Les centres de maintenance subiront le même traitement et seront, quand ce n’est pas déjà le cas, externalisés, comme on le connaît dans le transport aérien, ou maritime, et y compris dans le transport routier. C’est un projet qui est en arrière-fond de ce qui se passe aux Ateliers CFF Cargo de Bellinzone.
Deux conclusions coulent de source. La première concerne les négociations dans lesquelles les travailleurs de CFF Cargo se sont engagés (voir sur ce site le texte de bilan publié par le MPS-Tessin). Le propriétaire de CFF Cargo, celui qui n’est limité en rien par la loi de 1998 (Loi sur les chemins de fer fédéraux du 20 mars 1998), est le pouvoir politique, le Conseil fédéral.
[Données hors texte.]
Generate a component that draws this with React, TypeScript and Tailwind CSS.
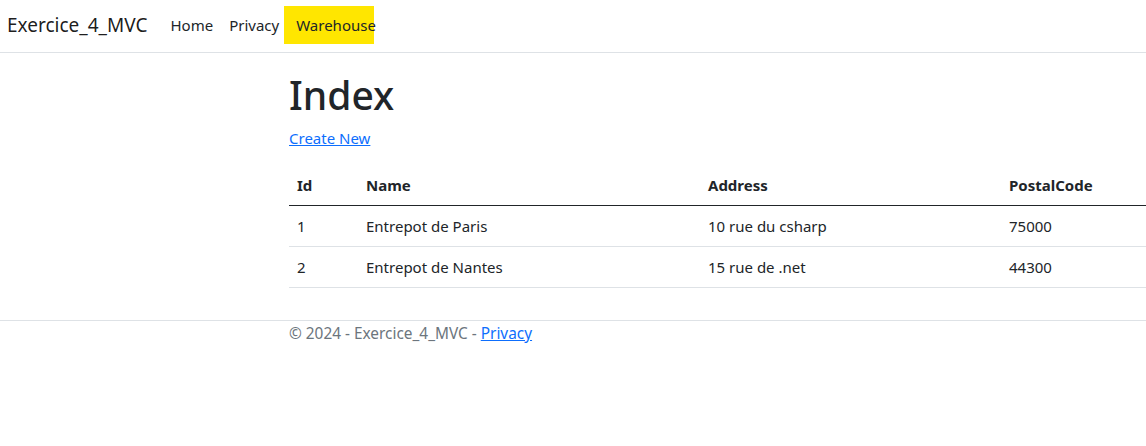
const warehouses = [
  { id: 1, name: 'Entrepot de Paris', address: '10 rue du csharp', postalCode: '75000' },
  { id: 2, name: 'Entrepot de Nantes', address: '15 rue de .net', postalCode: '44300' },
];

export default function App() {
  return (
    <div className="w-[1146px] h-[446px] overflow-hidden bg-white text-[#212529] font-['Noto_Sans',sans-serif]">
      {/* Navbar */}
      <header className="h-[53px] pb-[2px] border-b border-[#dee2e6] flex items-center">
        <a className="pl-[7px] text-[19px] text-black/90 mr-[15px]">Exercice_4_MVC</a>
        <nav className="flex items-center text-[15px] text-[#212529]">
          <a className="px-2">Home</a>
          <a className="px-2">Privacy</a>
          <span className="-ml-[3px] bg-[#ffe600] h-[38px] w-[90px] flex items-center pl-[12px]">Warehouse</span>
        </nav>
      </header>

      {/* Contenu */}
      <main className="pl-[289px]">
        <h1 className="text-[39px] font-medium leading-[1.2] mt-[19px] mb-[7px]">Index</h1>
        <a className="text-[15px] text-[#0d6efd] underline">Create New</a>
        <table className="w-[900px] mt-[16px] text-[15px] border-collapse">
          <thead>
            <tr className="border-b border-[#212529] h-[40px] text-left">
              <th className="font-bold px-2 w-[69px]">Id</th>
              <th className="font-bold px-2 w-[342px]">Name</th>
              <th className="font-bold px-2 w-[301px]">Address</th>
              <th className="font-bold px-2">PostalCode</th>
            </tr>
          </thead>
          <tbody>
            {warehouses.map((w) => (
              <tr key={w.id} className="border-b border-[#dee2e6] h-[41px]">
                <td className="px-2">{w.id}</td>
                <td className="px-2">{w.name}</td>
                <td className="px-2">{w.address}</td>
                <td className="px-2">{w.postalCode}</td>
              </tr>
            ))}
          </tbody>
        </table>
      </main>

      {/* Footer */}
      <footer className="mt-[32px] border-t border-[#dee2e6] pl-[289px] pt-[1px] text-[15.4px] text-[#6c757d]">
        © 2024 - Exercice_4_MVC - <a className="text-[#0d6efd] underline">Privacy</a>
      </footer>
    </div>
  );
}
Le Conseil fédéral ou un de ses départements – en l’occurrence celui de Moritz Leuenberger, Département environnement, transports, énergie, communication – dispose-t-il d’une information sur une possible proposition de rachat, des contacts ont-ils déjà été pris, même informellement comme cela se fait dans les premières approches, etc. ? Négocier et se taire sur un élément aussi central revient à tromper les travailleuses et les travailleurs, la population du Tessin, les autorités tessinoises (à moins qu’elles ne sachent quelque chose et se taisent), l’ensemble des salarié·e·s de Suisse qui ont soutenu et soutiennent cette lutte qui renvoie à l’idée rénovée de «bien commun» et de service public.
La seconde a trait aux batailles en perspective pour un autre mode de transport, de production et de travail. Un des éléments de cette alternative réside dans la maîtrise commune sociale et politique, et évidemment économique, des transports à l’échelle européenne au moins. En outre, toute la «bataille» du patronat privé et de l’Etat patron s’enracine dans la mise en concurrence des salarié·e·s de ce vaste secteur, en tirant vers le bas toutes leurs conditions de travail, leur salaire direct et leur salaire social (ensemble des prestations allant de la sécurité sociale jusqu’à la formation, en passant par les crèches).
Il y a là de quoi mobiliser les énergies et la volonté pour riposter aux mauvais coups préparés par les Meyer, Leuenberger, Pépy, Blayau & Co.